**ROWS**
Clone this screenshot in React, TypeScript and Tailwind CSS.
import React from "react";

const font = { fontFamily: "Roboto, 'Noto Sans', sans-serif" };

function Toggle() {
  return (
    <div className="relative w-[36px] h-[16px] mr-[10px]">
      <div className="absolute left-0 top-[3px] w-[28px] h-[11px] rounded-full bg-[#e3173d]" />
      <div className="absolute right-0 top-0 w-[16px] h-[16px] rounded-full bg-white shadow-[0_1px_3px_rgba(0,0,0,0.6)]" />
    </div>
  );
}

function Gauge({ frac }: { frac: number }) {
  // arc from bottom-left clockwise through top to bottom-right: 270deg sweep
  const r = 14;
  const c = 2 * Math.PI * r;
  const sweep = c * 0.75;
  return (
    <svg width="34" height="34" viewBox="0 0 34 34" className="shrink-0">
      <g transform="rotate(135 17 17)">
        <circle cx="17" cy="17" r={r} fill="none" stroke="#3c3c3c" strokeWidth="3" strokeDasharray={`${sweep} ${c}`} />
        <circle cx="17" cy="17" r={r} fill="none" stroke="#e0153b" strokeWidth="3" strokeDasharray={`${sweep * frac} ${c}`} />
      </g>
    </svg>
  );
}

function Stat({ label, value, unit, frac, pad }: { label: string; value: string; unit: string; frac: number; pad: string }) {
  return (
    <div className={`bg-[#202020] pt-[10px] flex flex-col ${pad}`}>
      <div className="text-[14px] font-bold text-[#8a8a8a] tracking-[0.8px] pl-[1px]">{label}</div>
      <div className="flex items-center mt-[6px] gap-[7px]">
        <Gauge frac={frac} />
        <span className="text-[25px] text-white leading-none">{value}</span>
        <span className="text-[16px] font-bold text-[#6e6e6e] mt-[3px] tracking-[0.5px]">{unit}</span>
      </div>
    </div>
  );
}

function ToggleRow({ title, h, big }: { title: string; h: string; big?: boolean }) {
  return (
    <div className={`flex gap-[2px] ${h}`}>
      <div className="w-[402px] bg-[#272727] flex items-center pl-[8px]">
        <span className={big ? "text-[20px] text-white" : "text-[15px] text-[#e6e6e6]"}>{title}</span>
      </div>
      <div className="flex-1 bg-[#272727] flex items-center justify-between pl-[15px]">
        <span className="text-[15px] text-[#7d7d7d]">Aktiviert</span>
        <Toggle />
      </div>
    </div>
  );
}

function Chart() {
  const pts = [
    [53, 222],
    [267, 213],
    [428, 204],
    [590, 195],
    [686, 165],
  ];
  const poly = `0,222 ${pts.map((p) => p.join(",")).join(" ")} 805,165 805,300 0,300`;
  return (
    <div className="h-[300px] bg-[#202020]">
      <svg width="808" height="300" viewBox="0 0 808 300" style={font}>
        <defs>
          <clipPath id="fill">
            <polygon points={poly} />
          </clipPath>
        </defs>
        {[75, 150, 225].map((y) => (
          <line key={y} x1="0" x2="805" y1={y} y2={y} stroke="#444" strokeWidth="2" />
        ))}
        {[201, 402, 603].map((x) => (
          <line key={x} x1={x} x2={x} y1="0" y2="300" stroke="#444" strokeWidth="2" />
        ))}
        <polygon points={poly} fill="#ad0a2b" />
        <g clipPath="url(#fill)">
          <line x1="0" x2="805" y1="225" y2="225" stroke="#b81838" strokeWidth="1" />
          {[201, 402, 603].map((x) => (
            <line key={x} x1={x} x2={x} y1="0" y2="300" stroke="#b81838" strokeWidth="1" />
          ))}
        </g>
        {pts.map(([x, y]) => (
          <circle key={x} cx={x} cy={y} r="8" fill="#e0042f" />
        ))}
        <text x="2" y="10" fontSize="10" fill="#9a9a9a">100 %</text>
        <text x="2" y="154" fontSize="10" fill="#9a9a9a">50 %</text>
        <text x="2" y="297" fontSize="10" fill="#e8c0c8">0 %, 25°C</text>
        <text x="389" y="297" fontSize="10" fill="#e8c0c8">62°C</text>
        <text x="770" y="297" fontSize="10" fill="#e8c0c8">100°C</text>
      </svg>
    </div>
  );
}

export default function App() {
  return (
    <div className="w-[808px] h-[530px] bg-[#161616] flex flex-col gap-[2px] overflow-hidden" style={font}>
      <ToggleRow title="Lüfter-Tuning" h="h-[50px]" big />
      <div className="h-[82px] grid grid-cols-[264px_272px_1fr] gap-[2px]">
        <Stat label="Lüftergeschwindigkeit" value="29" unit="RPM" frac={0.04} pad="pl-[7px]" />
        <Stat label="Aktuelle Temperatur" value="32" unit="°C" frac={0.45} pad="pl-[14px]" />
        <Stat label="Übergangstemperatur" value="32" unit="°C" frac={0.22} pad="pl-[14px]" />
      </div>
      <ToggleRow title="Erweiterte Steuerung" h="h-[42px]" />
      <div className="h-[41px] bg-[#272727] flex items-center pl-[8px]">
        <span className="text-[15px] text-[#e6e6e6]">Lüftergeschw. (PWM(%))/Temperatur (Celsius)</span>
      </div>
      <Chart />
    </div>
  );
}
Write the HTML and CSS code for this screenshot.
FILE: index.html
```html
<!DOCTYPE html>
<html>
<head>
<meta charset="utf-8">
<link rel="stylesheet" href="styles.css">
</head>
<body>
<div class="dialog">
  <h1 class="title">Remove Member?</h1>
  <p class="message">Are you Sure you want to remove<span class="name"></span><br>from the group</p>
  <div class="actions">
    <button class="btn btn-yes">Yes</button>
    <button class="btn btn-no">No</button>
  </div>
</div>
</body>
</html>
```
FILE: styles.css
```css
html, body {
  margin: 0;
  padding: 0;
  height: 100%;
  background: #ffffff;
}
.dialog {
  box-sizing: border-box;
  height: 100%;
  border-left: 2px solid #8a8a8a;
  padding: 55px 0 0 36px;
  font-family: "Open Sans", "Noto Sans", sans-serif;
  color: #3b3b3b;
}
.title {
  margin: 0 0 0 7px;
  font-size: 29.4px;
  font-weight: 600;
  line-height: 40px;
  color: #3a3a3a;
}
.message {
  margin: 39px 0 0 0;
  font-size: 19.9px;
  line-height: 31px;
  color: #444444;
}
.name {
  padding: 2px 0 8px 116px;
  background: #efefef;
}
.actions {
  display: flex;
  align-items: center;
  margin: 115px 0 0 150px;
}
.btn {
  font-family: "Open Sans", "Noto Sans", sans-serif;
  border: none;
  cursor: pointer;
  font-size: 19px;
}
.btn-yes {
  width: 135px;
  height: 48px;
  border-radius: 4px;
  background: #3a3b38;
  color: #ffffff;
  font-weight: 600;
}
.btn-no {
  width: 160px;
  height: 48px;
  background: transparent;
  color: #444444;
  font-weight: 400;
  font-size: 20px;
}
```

**AIM OF THE TASK**
Make an exact copy of the listing, including every line.

**EXPECTED ANSWER**
Clone this screenshot in React, TypeScript and Tailwind CSS.
import React from "react";

const font = { fontFamily: "Roboto, 'Noto Sans', sans-serif" };

function Toggle() {
  return (
    <div className="relative w-[36px] h-[16px] mr-[10px]">
      <div className="absolute left-0 top-[3px] w-[28px] h-[11px] rounded-full bg-[#e3173d]" />
      <div className="absolute right-0 top-0 w-[16px] h-[16px] rounded-full bg-white shadow-[0_1px_3px_rgba(0,0,0,0.6)]" />
    </div>
  );
}

function Gauge({ frac }: { frac: number }) {
  // arc from bottom-left clockwise through top to bottom-right: 270deg sweep
  const r = 14;
  const c = 2 * Math.PI * r;
  const sweep = c * 0.75;
  return (
    <svg width="34" height="34" viewBox="0 0 34 34" className="shrink-0">
      <g transform="rotate(135 17 17)">
        <circle cx="17" cy="17" r={r} fill="none" stroke="#3c3c3c" strokeWidth="3" strokeDasharray={`${sweep} ${c}`} />
        <circle cx="17" cy="17" r={r} fill="none" stroke="#e0153b" strokeWidth="3" strokeDasharray={`${sweep * frac} ${c}`} />
      </g>
    </svg>
  );
}

function Stat({ label, value, unit, frac, pad }: { label: string; value: string; unit: string; frac: number; pad: string }) {
  return (
    <div className={`bg-[#202020] pt-[10px] flex flex-col ${pad}`}>
      <div className="text-[14px] font-bold text-[#8a8a8a] tracking-[0.8px] pl-[1px]">{label}</div>
      <div className="flex items-center mt-[6px] gap-[7px]">
        <Gauge frac={frac} />
        <span className="text-[25px] text-white leading-none">{value}</span>
        <span className="text-[16px] font-bold text-[#6e6e6e] mt-[3px] tracking-[0.5px]">{unit}</span>
      </div>
    </div>
  );
}

function ToggleRow({ title, h, big }: { title: string; h: string; big?: boolean }) {
  return (
    <div className={`flex gap-[2px] ${h}`}>
      <div className="w-[402px] bg-[#272727] flex items-center pl-[8px]">
        <span className={big ? "text-[20px] text-white" : "text-[15px] text-[#e6e6e6]"}>{title}</span>
      </div>
      <div className="flex-1 bg-[#272727] flex items-center justify-between pl-[15px]">
        <span className="text-[15px] text-[#7d7d7d]">Aktiviert</span>
        <Toggle />
      </div>
    </div>
  );
}

function Chart() {
  const pts = [
    [53, 222],
    [267, 213],
    [428, 204],
    [590, 195],
    [686, 165],
  ];
  const poly = `0,222 ${pts.map((p) => p.join(",")).join(" ")} 805,165 805,300 0,300`;
  return (
    <div className="h-[300px] bg-[#202020]">
      <svg width="808" height="300" viewBox="0 0 808 300" style={font}>
        <defs>
          <clipPath id="fill">
            <polygon points={poly} />
          </clipPath>
        </defs>
        {[75, 150, 225].map((y) => (
          <line key={y} x1="0" x2="805" y1={y} y2={y} stroke="#444" strokeWidth="2" />
        ))}
        {[201, 402, 603].map((x) => (
          <line key={x} x1={x} x2={x} y1="0" y2="300" stroke="#444" strokeWidth="2" />
        ))}
        <polygon points={poly} fill="#ad0a2b" />
        <g clipPath="url(#fill)">
          <line x1="0" x2="805" y1="225" y2="225" stroke="#b81838" strokeWidth="1" />
          {[201, 402, 603].map((x) => (
            <line key={x} x1={x} x2={x} y1="0" y2="300" stroke="#b81838" strokeWidth="1" />
          ))}
        </g>
        {pts.map(([x, y]) => (
          <circle key={x} cx={x} cy={y} r="8" fill="#e0042f" />
        ))}
        <text x="2" y="10" fontSize="10" fill="#9a9a9a">100 %</text>
        <text x="2" y="154" fontSize="10" fill="#9a9a9a">50 %</text>
        <text x="2" y="297" fontSize="10" fill="#e8c0c8">0 %, 25°C</text>
        <text x="389" y="297" fontSize="10" fill="#e8c0c8">62°C</text>
        <text x="770" y="297" fontSize="10" fill="#e8c0c8">100°C</text>
      </svg>
    </div>
  );
}

export default function App() {
  return (
    <div className="w-[808px] h-[530px] bg-[#161616] flex flex-col gap-[2px] overflow-hidden" style={font}>
      <ToggleRow title="Lüfter-Tuning" h="h-[50px]" big />
      <div className="h-[82px] grid grid-cols-[264px_272px_1fr] gap-[2px]">
        <Stat label="Lüftergeschwindigkeit" value="29" unit="RPM" frac={0.04} pad="pl-[7px]" />
        <Stat label="Aktuelle Temperatur" value="32" unit="°C" frac={0.45} pad="pl-[14px]" />
        <Stat label="Übergangstemperatur" value="32" unit="°C" frac={0.22} pad="pl-[14px]" />
      </div>
      <ToggleRow title="Erweiterte Steuerung" h="h-[42px]" />
      <div className="h-[41px] bg-[#272727] flex items-center pl-[8px]">
        <span className="text-[15px] text-[#e6e6e6]">Lüftergeschw. (PWM(%))/Temperatur (Celsius)</span>
      </div>
      <Chart />
    </div>
  );
}
Write the HTML and CSS code for this screenshot.
FILE: index.html
```html
<!DOCTYPE html>
<html>
<head>
<meta charset="utf-8">
<link rel="stylesheet" href="styles.css">
</head>
<body>
<div class="dialog">
  <h1 class="title">Remove Member?</h1>
  <p class="message">Are you Sure you want to remove<span class="name"></span><br>from the group</p>
  <div class="actions">
    <button class="btn btn-yes">Yes</button>
    <button class="btn btn-no">No</button>
  </div>
</div>
</body>
</html>
```
FILE: styles.css
```css
html, body {
  margin: 0;
  padding: 0;
  height: 100%;
  background: #ffffff;
}
.dialog {
  box-sizing: border-box;
  height: 100%;
  border-left: 2px solid #8a8a8a;
  padding: 55px 0 0 36px;
  font-family: "Open Sans", "Noto Sans", sans-serif;
  color: #3b3b3b;
}
.title {
  margin: 0 0 0 7px;
  font-size: 29.4px;
  font-weight: 600;
  line-height: 40px;
  color: #3a3a3a;
}
.message {
  margin: 39px 0 0 0;
  font-size: 19.9px;
  line-height: 31px;
  color: #444444;
}
.name {
  padding: 2px 0 8px 116px;
  background: #efefef;
}
.actions {
  display: flex;
  align-items: center;
  margin: 115px 0 0 150px;
}
.btn {
  font-family: "Open Sans", "Noto Sans", sans-serif;
  border: none;
  cursor: pointer;
  font-size: 19px;
}
.btn-yes {
  width: 135px;
  height: 48px;
  border-radius: 4px;
  background: #3a3b38;
  color: #ffffff;
  font-weight: 600;
}
.btn-no {
  width: 160px;
  height: 48px;
  background: transparent;
  color: #444444;
  font-weight: 400;
  font-size: 20px;
}
```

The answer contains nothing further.